| DIRECTIONS FOR THIS TASK |
Go through the data and copy every line exactly, but not the images.

| SOURCE MATERIAL |

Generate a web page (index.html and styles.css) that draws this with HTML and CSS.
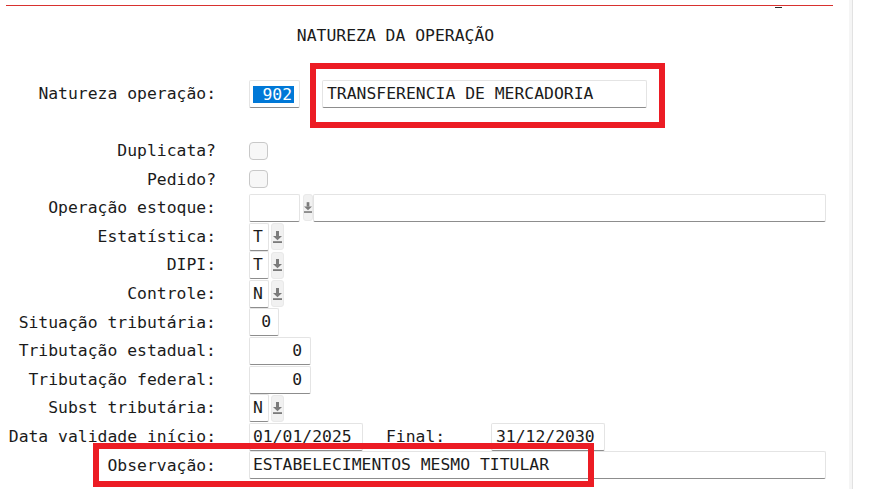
FILE: index.html
```html
<!DOCTYPE html>
<html lang="pt-BR">
<head>
<meta charset="utf-8">
<title>Natureza da Operação</title>
<link rel="stylesheet" href="styles.css">
</head>
<body>
<div class="screen">
  <main class="panel">
    <div class="topline"><span class="dash"></span></div>
    <h1 class="title">NATUREZA DA OPERAÇÃO</h1>

    <div class="row nat-row">
      <span class="lbl">Natureza operação:</span>
      <div class="fields">
        <div class="field w-code"><span class="sel">902</span></div>
        <div class="field w-desc">TRANSFERENCIA DE MERCADORIA</div>
      </div>
    </div>

    <div class="form">
      <span class="lbl">Duplicata?</span>
      <div class="fields"><span class="check"></span></div>

      <span class="lbl">Pedido?</span>
      <div class="fields"><span class="check"></span></div>

      <span class="lbl">Operação estoque:</span>
      <div class="fields">
        <div class="field w-code"></div>
        <span class="btn btn-narrow"><svg class="ico" viewBox="0 0 9 12" width="8" height="11"><rect x="3" y="0" width="3" height="5"/><path d="M0 5H9L4.5 9.2Z"/><rect x="0" y="10.2" width="9" height="1.8"/></svg></span>
        <div class="field w-wide"></div>
      </div>

      <span class="lbl">Estatística:</span>
      <div class="fields">
        <div class="field w-flag">T</div>
        <span class="btn"><svg class="ico" viewBox="0 0 9 12" width="9" height="12"><rect x="3" y="0" width="3" height="5"/><path d="M0 5H9L4.5 9.2Z"/><rect x="0" y="10.2" width="9" height="1.8"/></svg></span>
      </div>

      <span class="lbl">DIPI:</span>
      <div class="fields">
        <div class="field w-flag">T</div>
        <span class="btn"><svg class="ico" viewBox="0 0 9 12" width="9" height="12"><rect x="3" y="0" width="3" height="5"/><path d="M0 5H9L4.5 9.2Z"/><rect x="0" y="10.2" width="9" height="1.8"/></svg></span>
      </div>

      <span class="lbl">Controle:</span>
      <div class="fields">
        <div class="field w-flag">N</div>
        <span class="btn"><svg class="ico" viewBox="0 0 9 12" width="9" height="12"><rect x="3" y="0" width="3" height="5"/><path d="M0 5H9L4.5 9.2Z"/><rect x="0" y="10.2" width="9" height="1.8"/></svg></span>
      </div>

      <span class="lbl">Situação tributária:</span>
      <div class="fields"><div class="field w-sit num">0</div></div>

      <span class="lbl">Tributação estadual:</span>
      <div class="fields"><div class="field w-trib num">0</div></div>

      <span class="lbl">Tributação federal:</span>
      <div class="fields"><div class="field w-trib num">0</div></div>

      <span class="lbl">Subst tributária:</span>
      <div class="fields">
        <div class="field w-flag">N</div>
        <span class="btn"><svg class="ico" viewBox="0 0 9 12" width="9" height="12"><rect x="3" y="0" width="3" height="5"/><path d="M0 5H9L4.5 9.2Z"/><rect x="0" y="10.2" width="9" height="1.8"/></svg></span>
      </div>

      <span class="lbl">Data validade início:</span>
      <div class="fields">
        <div class="field w-date">01/01/2025</div>
        <span class="inline-lbl">Final:</span>
        <div class="field w-date pad4">31/12/2030</div>
      </div>

      <span class="lbl">Observação:</span>
      <div class="fields"><div class="field w-obs">ESTABELECIMENTOS MESMO TITULAR</div></div>
    </div>

    <div class="mark mark-nat"></div>
    <div class="mark mark-obs"></div>
  </main>
  <aside class="side"></aside>
</div>
</body>
</html>
```

FILE: styles.css
```css
html, body {
  margin: 0;
  padding: 0;
  background: #ffffff;
}

body {
  font-family: "DejaVu Sans Mono", "Liberation Mono", monospace;
  font-size: 16.4px;
  color: #1b1b1b;
  overflow: hidden;
}

.screen {
  display: flex;
  height: 489px;
}

.panel {
  position: relative;
  width: 849px;
  padding-top: 5px;
  box-sizing: border-box;
}

.side {
  width: 3px;
  background: #f5f5f5;
  border-right: 1px solid #e2e2e2;
}

.topline {
  margin-left: 6px;
  width: 827px;
  height: 3px;
  border-top: 1px solid #d8322f;
}

.dash {
  display: block;
  margin: 1px 0 0 769px;
  width: 7px;
  height: 1px;
  background: #2a2a2a;
}

.title {
  margin: 17px 0 0 8px;
  width: 775px;
  font-size: 16.4px;
  font-weight: normal;
  line-height: 20px;
  text-align: center;
}

.row {
  display: grid;
  grid-template-columns: 208px auto;
  column-gap: 33px;
  margin-left: 8px;
}

.nat-row {
  margin-top: 34px;
  height: 28px;
  align-items: center;
}

.form {
  display: grid;
  grid-template-columns: 208px auto;
  column-gap: 33px;
  grid-auto-rows: 28.6px;
  margin: 28.8px 0 0 8px;
}

.lbl {
  text-align: right;
  line-height: 20px;
  align-self: center;
  white-space: pre;
}

.fields {
  display: flex;
  align-items: center;
  height: 28px;
}

.nat-row .fields {
  gap: 22px;
}

.field {
  box-sizing: border-box;
  height: 28px;
  display: flex;
  align-items: center;
  padding: 0 3px;
  background: #ffffff;
  border: 1px solid #e4e4e4;
  border-bottom: 1px solid #8d8d8d;
  border-radius: 2px;
  white-space: pre;
  line-height: 20px;
}

.w-code { width: 51px; padding: 0 5px 0 3px; }
.w-desc { width: 325px; padding-left: 4px; }
.w-wide { width: 513px; }
.w-flag { width: 20px; }
.w-sit { width: 30px; padding-right: 7px; }
.w-trib { width: 62px; padding-right: 8px; }
.w-date { width: 114px; }
.w-obs { width: 577px; }
.pad4 { padding-left: 4px; }

.num {
  justify-content: flex-end;
}

.sel {
  flex: 1;
  height: 17px;
  line-height: 17px;
  text-align: right;
  padding-right: 2px;
  background: #0078d7;
  color: #ffffff;
}

.check {
  box-sizing: border-box;
  width: 19px;
  height: 18px;
  border: 1px solid #c8c8c8;
  border-radius: 4px;
  background: #f7f7f7;
}

.btn {
  box-sizing: border-box;
  width: 13px;
  height: 27px;
  margin-left: 2px;
  display: flex;
  align-items: center;
  justify-content: center;
  background: #f1f1f1;
  border: 1px solid #e9e9e9;
  border-radius: 3px;
}

.btn-narrow {
  width: 10px;
  margin-left: 3px;
}

.ico {
  fill: #7b7b7b;
  display: block;
}

.inline-lbl {
  width: 105px;
  margin-left: 23px;
  line-height: 20px;
}

.mark {
  position: absolute;
  box-sizing: border-box;
  border: 6px solid #ec1c24;
}

.mark-nat {
  left: 310px;
  top: 63px;
  width: 355px;
  height: 65px;
}

.mark-obs {
  left: 93px;
  top: 443px;
  width: 501px;
  height: 44px;
}
```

| OUTPUT |
Generate a web page (index.html and styles.css) that draws this with HTML and CSS.
FILE: index.html
```html
<!DOCTYPE html>
<html lang="pt-BR">
<head>
<meta charset="utf-8">
<title>Natureza da Operação</title>
<link rel="stylesheet" href="styles.css">
</head>
<body>
<div class="screen">
  <main class="panel">
    <div class="topline"><span class="dash"></span></div>
    <h1 class="title">NATUREZA DA OPERAÇÃO</h1>

    <div class="row nat-row">
      <span class="lbl">Natureza operação:</span>
      <div class="fields">
        <div class="field w-code"><span class="sel">902</span></div>
        <div class="field w-desc">TRANSFERENCIA DE MERCADORIA</div>
      </div>
    </div>

    <div class="form">
      <span class="lbl">Duplicata?</span>
      <div class="fields"><span class="check"></span></div>

      <span class="lbl">Pedido?</span>
      <div class="fields"><span class="check"></span></div>

      <span class="lbl">Operação estoque:</span>
      <div class="fields">
        <div class="field w-code"></div>
        <span class="btn btn-narrow"><svg class="ico" viewBox="0 0 9 12" width="8" height="11"><rect x="3" y="0" width="3" height="5"/><path d="M0 5H9L4.5 9.2Z"/><rect x="0" y="10.2" width="9" height="1.8"/></svg></span>
        <div class="field w-wide"></div>
      </div>

      <span class="lbl">Estatística:</span>
      <div class="fields">
        <div class="field w-flag">T</div>
        <span class="btn"><svg class="ico" viewBox="0 0 9 12" width="9" height="12"><rect x="3" y="0" width="3" height="5"/><path d="M0 5H9L4.5 9.2Z"/><rect x="0" y="10.2" width="9" height="1.8"/></svg></span>
      </div>

      <span class="lbl">DIPI:</span>
      <div class="fields">
        <div class="field w-flag">T</div>
        <span class="btn"><svg class="ico" viewBox="0 0 9 12" width="9" height="12"><rect x="3" y="0" width="3" height="5"/><path d="M0 5H9L4.5 9.2Z"/><rect x="0" y="10.2" width="9" height="1.8"/></svg></span>
      </div>

      <span class="lbl">Controle:</span>
      <div class="fields">
        <div class="field w-flag">N</div>
        <span class="btn"><svg class="ico" viewBox="0 0 9 12" width="9" height="12"><rect x="3" y="0" width="3" height="5"/><path d="M0 5H9L4.5 9.2Z"/><rect x="0" y="10.2" width="9" height="1.8"/></svg></span>
      </div>

      <span class="lbl">Situação tributária:</span>
      <div class="fields"><div class="field w-sit num">0</div></div>

      <span class="lbl">Tributação estadual:</span>
      <div class="fields"><div class="field w-trib num">0</div></div>

      <span class="lbl">Tributação federal:</span>
      <div class="fields"><div class="field w-trib num">0</div></div>

      <span class="lbl">Subst tributária:</span>
      <div class="fields">
        <div class="field w-flag">N</div>
        <span class="btn"><svg class="ico" viewBox="0 0 9 12" width="9" height="12"><rect x="3" y="0" width="3" height="5"/><path d="M0 5H9L4.5 9.2Z"/><rect x="0" y="10.2" width="9" height="1.8"/></svg></span>
      </div>

      <span class="lbl">Data validade início:</span>
      <div class="fields">
        <div class="field w-date">01/01/2025</div>
        <span class="inline-lbl">Final:</span>
        <div class="field w-date pad4">31/12/2030</div>
      </div>

      <span class="lbl">Observação:</span>
      <div class="fields"><div class="field w-obs">ESTABELECIMENTOS MESMO TITULAR</div></div>
    </div>

    <div class="mark mark-nat"></div>
    <div class="mark mark-obs"></div>
  </main>
  <aside class="side"></aside>
</div>
</body>
</html>
```

FILE: styles.css
```css
html, body {
  margin: 0;
  padding: 0;
  background: #ffffff;
}

body {
  font-family: "DejaVu Sans Mono", "Liberation Mono", monospace;
  font-size: 16.4px;
  color: #1b1b1b;
  overflow: hidden;
}

.screen {
  display: flex;
  height: 489px;
}

.panel {
  position: relative;
  width: 849px;
  padding-top: 5px;
  box-sizing: border-box;
}

.side {
  width: 3px;
  background: #f5f5f5;
  border-right: 1px solid #e2e2e2;
}

.topline {
  margin-left: 6px;
  width: 827px;
  height: 3px;
  border-top: 1px solid #d8322f;
}

.dash {
  display: block;
  margin: 1px 0 0 769px;
  width: 7px;
  height: 1px;
  background: #2a2a2a;
}

.title {
  margin: 17px 0 0 8px;
  width: 775px;
  font-size: 16.4px;
  font-weight: normal;
  line-height: 20px;
  text-align: center;
}

.row {
  display: grid;
  grid-template-columns: 208px auto;
  column-gap: 33px;
  margin-left: 8px;
}

.nat-row {
  margin-top: 34px;
  height: 28px;
  align-items: center;
}

.form {
  display: grid;
  grid-template-columns: 208px auto;
  column-gap: 33px;
  grid-auto-rows: 28.6px;
  margin: 28.8px 0 0 8px;
}

.lbl {
  text-align: right;
  line-height: 20px;
  align-self: center;
  white-space: pre;
}

.fields {
  display: flex;
  align-items: center;
  height: 28px;
}

.nat-row .fields {
  gap: 22px;
}

.field {
  box-sizing: border-box;
  height: 28px;
  display: flex;
  align-items: center;
  padding: 0 3px;
  background: #ffffff;
  border: 1px solid #e4e4e4;
  border-bottom: 1px solid #8d8d8d;
  border-radius: 2px;
  white-space: pre;
  line-height: 20px;
}

.w-code { width: 51px; padding: 0 5px 0 3px; }
.w-desc { width: 325px; padding-left: 4px; }
.w-wide { width: 513px; }
.w-flag { width: 20px; }
.w-sit { width: 30px; padding-right: 7px; }
.w-trib { width: 62px; padding-right: 8px; }
.w-date { width: 114px; }
.w-obs { width: 577px; }
.pad4 { padding-left: 4px; }

.num {
  justify-content: flex-end;
}

.sel {
  flex: 1;
  height: 17px;
  line-height: 17px;
  text-align: right;
  padding-right: 2px;
  background: #0078d7;
  color: #ffffff;
}

.check {
  box-sizing: border-box;
  width: 19px;
  height: 18px;
  border: 1px solid #c8c8c8;
  border-radius: 4px;
  background: #f7f7f7;
}

.btn {
  box-sizing: border-box;
  width: 13px;
  height: 27px;
  margin-left: 2px;
  display: flex;
  align-items: center;
  justify-content: center;
  background: #f1f1f1;
  border: 1px solid #e9e9e9;
  border-radius: 3px;
}

.btn-narrow {
  width: 10px;
  margin-left: 3px;
}

.ico {
  fill: #7b7b7b;
  display: block;
}

.inline-lbl {
  width: 105px;
  margin-left: 23px;
  line-height: 20px;
}

.mark {
  position: absolute;
  box-sizing: border-box;
  border: 6px solid #ec1c24;
}

.mark-nat {
  left: 310px;
  top: 63px;
  width: 355px;
  height: 65px;
}

.mark-obs {
  left: 93px;
  top: 443px;
  width: 501px;
  height: 44px;
}
```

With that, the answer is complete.